Your task is to transcribe all of the data below exactly, omitting the images.

Recorded information:
====

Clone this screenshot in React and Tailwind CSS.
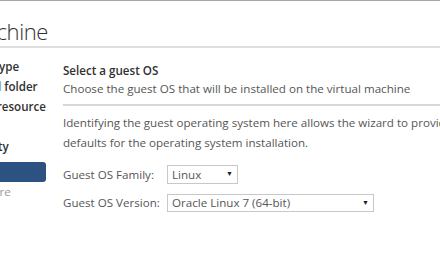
export default function App() {
  const steps = [
    { n: 1, t: "Select a creation type", s: "done" },
    { n: 2, t: "Select a name and folder", s: "done" },
    { n: 3, t: "Select a compute resource", s: "done" },
    { n: 4, t: "Select storage", s: "done" },
    { n: 5, t: "Select compatibility", s: "done" },
    { n: 6, t: "Select a guest OS", s: "active" },
    { n: 7, t: "Customize hardware", s: "todo" },
    { n: 8, t: "Ready to complete", s: "todo" },
  ];
  return (
    <div
      className="w-[440px] h-[264px] overflow-hidden bg-white border-t border-[#a6a6a6] text-[#565656]"
      style={{ fontFamily: '"Open Sans", "Liberation Sans", sans-serif' }}
    >
      <div className="h-[47px] border-b-2 border-[#dedede] pt-[18px]">
        <div className="w-[48px] flex justify-end overflow-hidden">
          <span className="whitespace-nowrap text-[22px] tracking-[-0.4px] font-light text-[#313131] leading-[24px]">
            New Virtual Machine
          </span>
        </div>
      </div>
      <div className="flex">
        <div className="w-[63px] shrink-0 overflow-hidden pt-[9px]">
          <div className="ml-[-129px] w-[175px] flex flex-col">
            {steps.map((st) => (
              <div
                key={st.n}
                className={
                  "h-[20px] flex items-center whitespace-nowrap text-[11.6px] pl-[14px] " +
                  (st.s === "active"
                    ? "bg-[#2b5280] text-white font-semibold rounded-[3px] mt-[5px]"
                    : st.s === "done"
                    ? "text-[#313131] font-semibold"
                    : "text-[#9a9a9a]")
                }
              >
                <span className="w-[14px]">{st.n}</span>
                {st.t}
              </div>
            ))}
          </div>
        </div>
        <div className="flex-1 pt-[15px] text-[11.6px]">
          <div className="font-semibold text-[#313131] leading-[16px]">Select a guest OS</div>
          <div className="leading-[18px] pt-[1px] pb-[6px] border-b-2 border-[#d7d7d7] whitespace-nowrap">
            Choose the guest OS that will be installed on the virtual machine
          </div>
          <div className="pt-[7px] leading-[20px] whitespace-nowrap">
            <div>Identifying the guest operating system here allows the wizard to provide the appropriate</div>
            <div>defaults for the operating system installation.</div>
          </div>
          <div className="mt-[12px] flex items-center h-[19px]">
            <span className="w-[104px]">Guest OS Family:</span>
            <div className="w-[71px] h-[19px] border border-[#c8c8c8] flex items-center justify-between px-[4px]">
              <span>Linux</span>
              <span className="text-[7px] text-[#222]">▼</span>
            </div>
          </div>
          <div className="mt-[10px] flex items-center h-[18px]">
            <span className="w-[104px]">Guest OS Version:</span>
            <div className="w-[207px] h-[18px] border border-[#c8c8c8] flex items-center justify-between px-[4px]">
              <span>Oracle Linux 7 (64-bit)</span>
              <span className="text-[7px] text-[#222]">▼</span>
            </div>
          </div>
        </div>
      </div>
    </div>
  );
}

====

Exercise output:
Clone this screenshot in React and Tailwind CSS.
export default function App() {
  const steps = [
    { n: 1, t: "Select a creation type", s: "done" },
    { n: 2, t: "Select a name and folder", s: "done" },
    { n: 3, t: "Select a compute resource", s: "done" },
    { n: 4, t: "Select storage", s: "done" },
    { n: 5, t: "Select compatibility", s: "done" },
    { n: 6, t: "Select a guest OS", s: "active" },
    { n: 7, t: "Customize hardware", s: "todo" },
    { n: 8, t: "Ready to complete", s: "todo" },
  ];
  return (
    <div
      className="w-[440px] h-[264px] overflow-hidden bg-white border-t border-[#a6a6a6] text-[#565656]"
      style={{ fontFamily: '"Open Sans", "Liberation Sans", sans-serif' }}
    >
      <div className="h-[47px] border-b-2 border-[#dedede] pt-[18px]">
        <div className="w-[48px] flex justify-end overflow-hidden">
          <span className="whitespace-nowrap text-[22px] tracking-[-0.4px] font-light text-[#313131] leading-[24px]">
            New Virtual Machine
          </span>
        </div>
      </div>
      <div className="flex">
        <div className="w-[63px] shrink-0 overflow-hidden pt-[9px]">
          <div className="ml-[-129px] w-[175px] flex flex-col">
            {steps.map((st) => (
              <div
                key={st.n}
                className={
                  "h-[20px] flex items-center whitespace-nowrap text-[11.6px] pl-[14px] " +
                  (st.s === "active"
                    ? "bg-[#2b5280] text-white font-semibold rounded-[3px] mt-[5px]"
                    : st.s === "done"
                    ? "text-[#313131] font-semibold"
                    : "text-[#9a9a9a]")
                }
              >
                <span className="w-[14px]">{st.n}</span>
                {st.t}
              </div>
            ))}
          </div>
        </div>
        <div className="flex-1 pt-[15px] text-[11.6px]">
          <div className="font-semibold text-[#313131] leading-[16px]">Select a guest OS</div>
          <div className="leading-[18px] pt-[1px] pb-[6px] border-b-2 border-[#d7d7d7] whitespace-nowrap">
            Choose the guest OS that will be installed on the virtual machine
          </div>
          <div className="pt-[7px] leading-[20px] whitespace-nowrap">
            <div>Identifying the guest operating system here allows the wizard to provide the appropriate</div>
            <div>defaults for the operating system installation.</div>
          </div>
          <div className="mt-[12px] flex items-center h-[19px]">
            <span className="w-[104px]">Guest OS Family:</span>
            <div className="w-[71px] h-[19px] border border-[#c8c8c8] flex items-center justify-between px-[4px]">
              <span>Linux</span>
              <span className="text-[7px] text-[#222]">▼</span>
            </div>
          </div>
          <div className="mt-[10px] flex items-center h-[18px]">
            <span className="w-[104px]">Guest OS Version:</span>
            <div className="w-[207px] h-[18px] border border-[#c8c8c8] flex items-center justify-between px-[4px]">
              <span>Oracle Linux 7 (64-bit)</span>
              <span className="text-[7px] text-[#222]">▼</span>
            </div>
          </div>
        </div>
      </div>
    </div>
  );
}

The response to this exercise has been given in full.